RTD Central Tenet/Mantra

Valid items elicit evidence of the targeted cognition for the range of typical test takers.

Obviously, there is more to Rigorous Test Development than can be fit into a single statement. And we have many aphorisms that we frequently repeat (e.g., incremental progress is progress (and all sustainable progress is incremental progress)). But the most important ideas in RTD are found in our central tenet (or mantra), valid items elicit evidence of the targeted cognition for the range of typical test takers.

Valid items: Items are the building block of assessment and it is important that they report on what they purport to report on.

Elicit evidence: The importance of items is in how test takers respond to them, not merely in how they exist on the page or screen. We judge items based the observable evidence they elicit — be it in elements of an essay, aspects of a performance or the selection of an answer option.

The targeted cognition: Items must focus on the standard targeted (or selected KSAs that make up that standard).
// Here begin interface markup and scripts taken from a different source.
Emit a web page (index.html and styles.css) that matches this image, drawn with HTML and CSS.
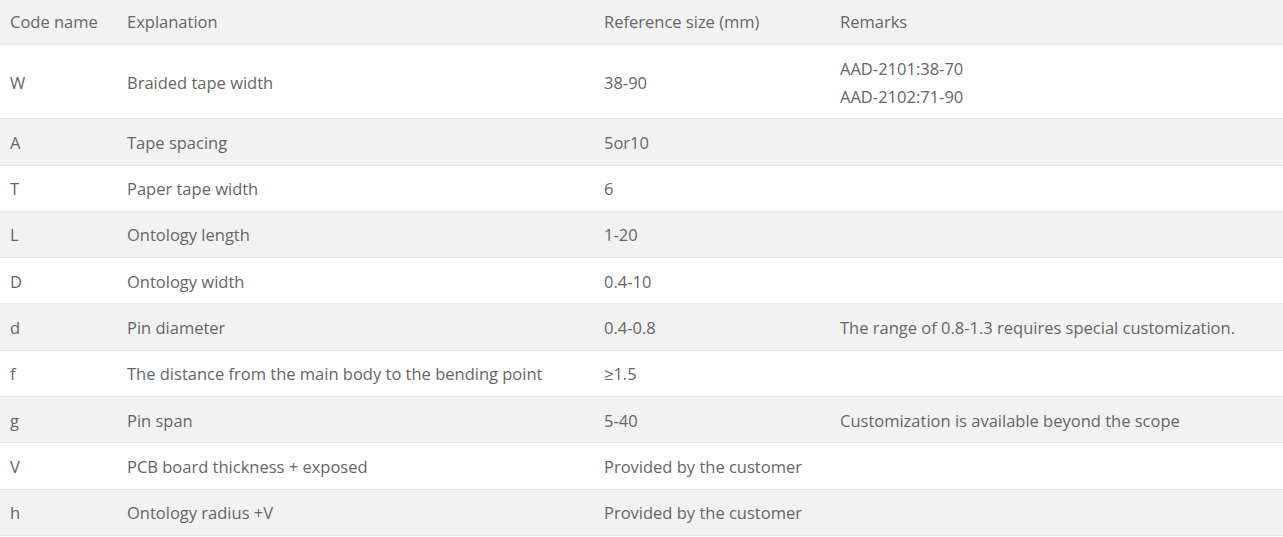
FILE: index.html
```html
<!DOCTYPE html>
<html lang="en">
<head>
<meta charset="utf-8">
<title>Parameters</title>
<link rel="stylesheet" href="styles.css">
</head>
<body>
<table class="spec">
  <colgroup>
    <col class="c1"><col class="c2"><col class="c3"><col class="c4">
  </colgroup>
  <thead>
    <tr class="head"><th>Code name</th><th>Explanation</th><th>Reference size (mm)</th><th>Remarks</th></tr>
  </thead>
  <tbody>
    <tr><td>W</td><td>Braided tape width</td><td>38-90</td><td>AAD-2101:38-70<br>AAD-2102:71-90</td></tr>
    <tr class="alt"><td>A</td><td>Tape spacing</td><td>5or10</td><td></td></tr>
    <tr><td>T</td><td>Paper tape width</td><td>6</td><td></td></tr>
    <tr class="alt"><td>L</td><td>Ontology length</td><td>1-20</td><td></td></tr>
    <tr><td>D</td><td>Ontology width</td><td>0.4-10</td><td></td></tr>
    <tr class="alt"><td>d</td><td>Pin diameter</td><td>0.4-0.8</td><td>The range of 0.8-1.3 requires special customization.</td></tr>
    <tr><td>f</td><td>The distance from the main body to the bending point</td><td>≥1.5</td><td></td></tr>
    <tr class="alt"><td>g</td><td>Pin span</td><td>5-40</td><td>Customization is available beyond the scope</td></tr>
    <tr><td>V</td><td>PCB board thickness + exposed</td><td>Provided by the customer</td><td></td></tr>
    <tr class="alt"><td>h</td><td>Ontology radius +V</td><td>Provided by the customer</td><td></td></tr>
  </tbody>
</table>
</body>
</html>
```
FILE: styles.css
```css
html, body {
  margin: 0;
  padding: 0;
  background: #ffffff;
}
body {
  font-family: "Open Sans", "Noto Sans", sans-serif;
  font-size: 16.5px;
  color: #666666;
}
.spec {
  width: 100%;
  border-collapse: collapse;
  table-layout: fixed;
}
.c1 { width: 117px; }
.c2 { width: 477px; }
.c3 { width: 236px; }
.spec th,
.spec td {
  text-align: left;
  font-weight: normal;
  padding: 9.5px 10px 7.8px;
  line-height: 28px;
  border-bottom: 1px solid #e6e6e6;
  vertical-align: middle;
}
.spec .head th {
  padding: 8px 10px;
  background: #f2f2f2;
}
.spec .alt td {
  background: #f2f2f2;
}
```
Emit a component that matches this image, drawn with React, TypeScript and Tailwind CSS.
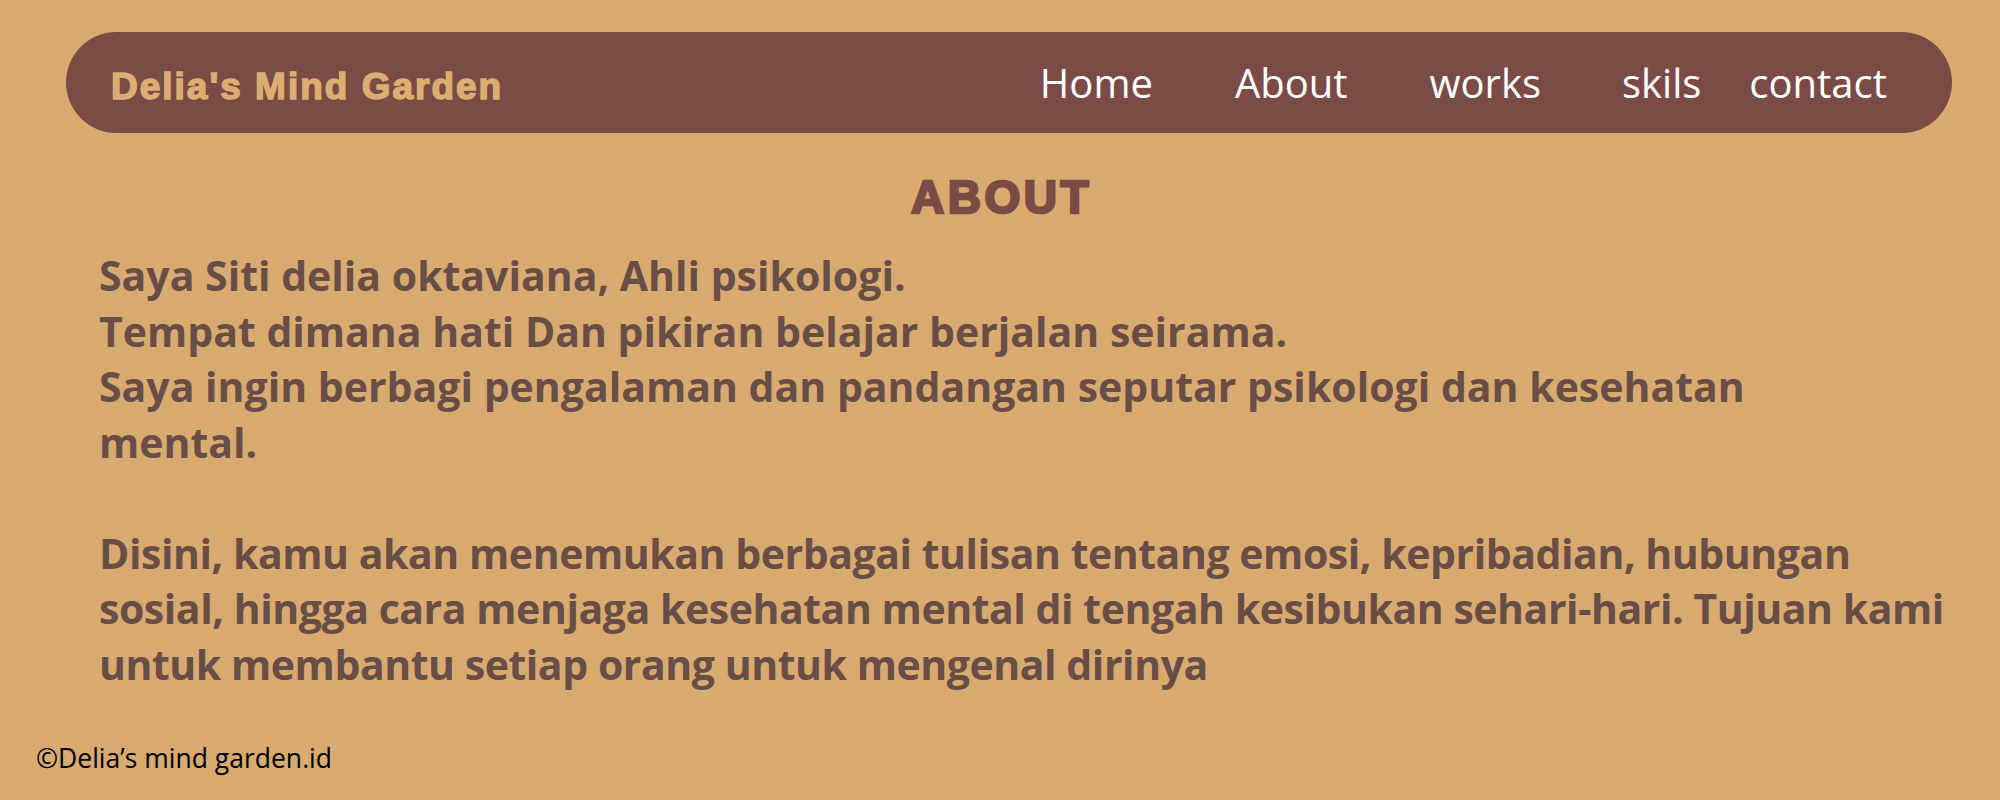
import React from 'react'

const links = [
    { label: 'Home', cls: '' },
    { label: 'About', cls: 'ml-[82px]' },
    { label: 'works', cls: 'ml-[82px]' },
    { label: 'skils', cls: 'ml-[81px]' },
    { label: 'contact', cls: 'ml-[48px]' },
]

const intro = [
    'Saya Siti delia oktaviana, Ahli psikologi.',
    'Tempat dimana hati Dan pikiran belajar berjalan seirama.',
    'Saya ingin berbagi pengalaman dan pandangan seputar psikologi dan kesehatan',
    'mental.',
]

const story = [
    'Disini, kamu akan menemukan berbagai tulisan tentang emosi, kepribadian, hubungan',
    'sosial, hingga cara menjaga kesehatan mental di tengah kesibukan sehari-hari. Tujuan kami',
    'untuk membantu setiap orang untuk mengenal dirinya',
]

const App = () => {
    return (
        <div className="min-h-[800px] w-full bg-[#d8aa6f] flex flex-col overflow-hidden">
            <nav className="mt-[32px] ml-[66px] mr-[48px] h-[101px] rounded-full bg-[#7b4b45] flex items-center justify-between pl-[45px] pr-[65px]">
                <span className="mt-[8px] text-[37px] font-bold tracking-[2px] text-[#dbad72] [-webkit-text-stroke:1.5px_#dbad72] font-['Liberation_Sans',Arial,sans-serif]">
                    Delia's Mind Garden
                </span>
                <ul className="flex items-center">
                    {links.map((link) => (
                        <li key={link.label} className={`${link.cls} text-[40px] leading-none text-white font-['Open_Sans',sans-serif]`}>
                            <a href="#">{link.label}</a>
                        </li>
                    ))}
                </ul>
            </nav>

            <h1 className="mt-[41px] text-center text-[46px] leading-none font-bold tracking-[3.5px] pl-[3px] text-[#7b4b45] [-webkit-text-stroke:2.5px_#7b4b45] font-['Liberation_Sans',Arial,sans-serif]">
                ABOUT
            </h1>

            <div className="mt-[28px] pl-[99px] text-[41px] leading-[55.5px] font-bold text-[#694e48] font-['Open_Sans',sans-serif]">
                <p>
                    {intro.map((line) => (
                        <span key={line} className="block whitespace-nowrap">{line}</span>
                    ))}
                </p>
                <br />
                <p>
                    {story.map((line) => (
                        <span key={line} className="block whitespace-nowrap tracking-[-0.45px]">{line}</span>
                    ))}
                </p>
            </div>

            <footer className="mt-[47px] pl-[36px] text-[26.5px] text-black font-['Open_Sans',sans-serif]">
                ©Delia’s mind garden.id
            </footer>
        </div>
    )
}

export default App
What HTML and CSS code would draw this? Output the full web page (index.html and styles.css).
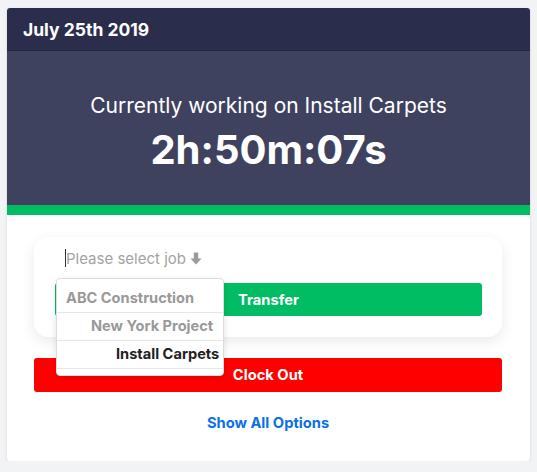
FILE: index.html
```html
<!DOCTYPE html>
<html>
<head>
<meta charset="utf-8">
<link rel="stylesheet" href="styles.css">
</head>
<body>
<div class="card">
  <div class="card-header">July 25th 2019</div>
  <div class="hero">
    <div class="hero-label">Currently working on Install Carpets</div>
    <div class="hero-timer">2h:50m:07s</div>
  </div>
  <div class="progress"></div>
  <div class="card-body">
    <div class="panel">
      <div class="select">
        <span class="caret"></span>
        <span class="placeholder">Please select job</span>
        <svg class="arrow" width="12" height="13" viewBox="0 0 12 13"><path d="M3.8 0.5h4.4v6h3.3L6 12.5 0.5 6.5h3.3z" fill="#9b9b9b"/></svg>
      </div>
      <button class="btn btn-transfer">Transfer</button>
      <ul class="dropdown">
        <li class="opt lvl0">ABC Construction</li>
        <li class="opt lvl1">New York Project</li>
        <li class="opt lvl2">Install Carpets</li>
      </ul>
    </div>
    <button class="btn btn-clockout">Clock Out</button>
    <div class="more"><a class="more-link">Show All Options</a></div>
  </div>
</div>
</body>
</html>
```
FILE: styles.css
```css
* { box-sizing: border-box; }
html, body { margin: 0; padding: 0; }
body {
  background: #f2f3f5;
  font-family: Inter, "Open Sans", sans-serif;
  padding: 8px 7px 0 7px;
}
.card {
  width: 523px;
  height: 453px;
  background: #fff;
  border-radius: 3px;
  overflow: hidden;
  box-shadow: 0 1px 3px rgba(0,0,0,0.12);
}
.card-header {
  height: 43px;
  background: #2a2d4b;
  border-bottom: 1px solid #24273f;
  color: #fff;
  font-weight: 700;
  font-size: 17.5px;
  display: flex;
  align-items: center;
  padding-left: 16px;
  padding-top: 1px;
}
.hero {
  height: 154px;
  background: #3f425f;
  color: #fff;
  text-align: center;
  padding-top: 42px;
}
.hero-label {
  font-size: 21px;
  line-height: 26px;
}
.hero-timer {
  font-size: 40px;
  font-weight: 700;
  line-height: 48px;
  margin-top: 7px;
}
.progress {
  height: 10px;
  background: #00bd63;
}
.card-body {
  padding: 22px 28px 0 27px;
}
.panel {
  position: relative;
  height: 100px;
  border-radius: 14px;
  background: #fff;
  box-shadow: 0 4px 14px rgba(0,0,0,0.09);
  padding: 3px 20px 0 21px;
}
.select {
  height: 36px;
  display: flex;
  align-items: center;
  padding-left: 10px;
  margin-bottom: 7px;
  color: #a3a3a3;
  font-size: 15px;
}
.caret {
  width: 1px;
  height: 18px;
  background: #333;
}
.placeholder { margin-right: 4px; }
.arrow { display: block; }
.btn {
  display: block;
  width: 100%;
  border: none;
  color: #fff;
  font-family: inherit;
  font-weight: 700;
  font-size: 14.7px;
  border-radius: 3px;
  padding: 0;
}
.btn-transfer {
  height: 33px;
  background: #00bd63;
}
.btn-clockout {
  height: 34px;
  background: #ff0000;
  margin-top: 21px;
}
.dropdown {
  position: absolute;
  left: 22px;
  top: 41px;
  width: 168px;
  margin: 0;
  padding: 6px 0;
  list-style: none;
  background: #fff;
  border: 1px solid #dcdcdc;
  border-radius: 4px;
  box-shadow: 0 2px 6px rgba(0,0,0,0.12);
}
.opt {
  height: 28px;
  line-height: 27px;
  border-bottom: 1px solid #e6e6e6;
  font-size: 14.6px;
  font-weight: 700;
  color: #999;
  white-space: nowrap;
}
.lvl0 { padding-left: 9px; }
.lvl1 { padding-left: 34px; }
.lvl2 { padding-left: 59px; color: #222; }
.more {
  text-align: center;
  margin-top: 20px;
}
.more-link {
  color: #0b6fe6;
  font-weight: 700;
  font-size: 14.7px;
  line-height: 20px;
  cursor: pointer;
}
```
Items that elicit evidence of other cognition — either affirmative or negative evidence — are not valid.

The range of typical test takers: It is not enough for items to elicit valid evidence for the average test taker. It is not enough for them to work for the kinds of test taker that the CDPs (content development professionals) once were. Items are routinely encountered by a range of test takers — even a predictable range. Items that do not elicit valid evidence across that range simply are not valid.

If you think that our mantra just means that items should be aligned with their standards and that fairness matters…well, we can’t disagree. Yeah. Fairness matters. And items must be aligned.

If you think that all we are doing is restating the fact that validity is the most important consideration in developing and and evaluating tests…well, yeah. The second sentence of the first chapter of the the 2014 Standards for Educational and Psychological Testing does say, “Validity is, therefore, the most fundamental consideration in developing tests and evaluating tests.”

We think a lot about what it means for an item to be aligned. We think a lot about the implications of taking fairness seriously in content development. But we do not think that we are bringing new values to the table, here. It is just that when we try to put it all together, we get valid items elicit evidence of the targeted cognition for the range of typical test takers.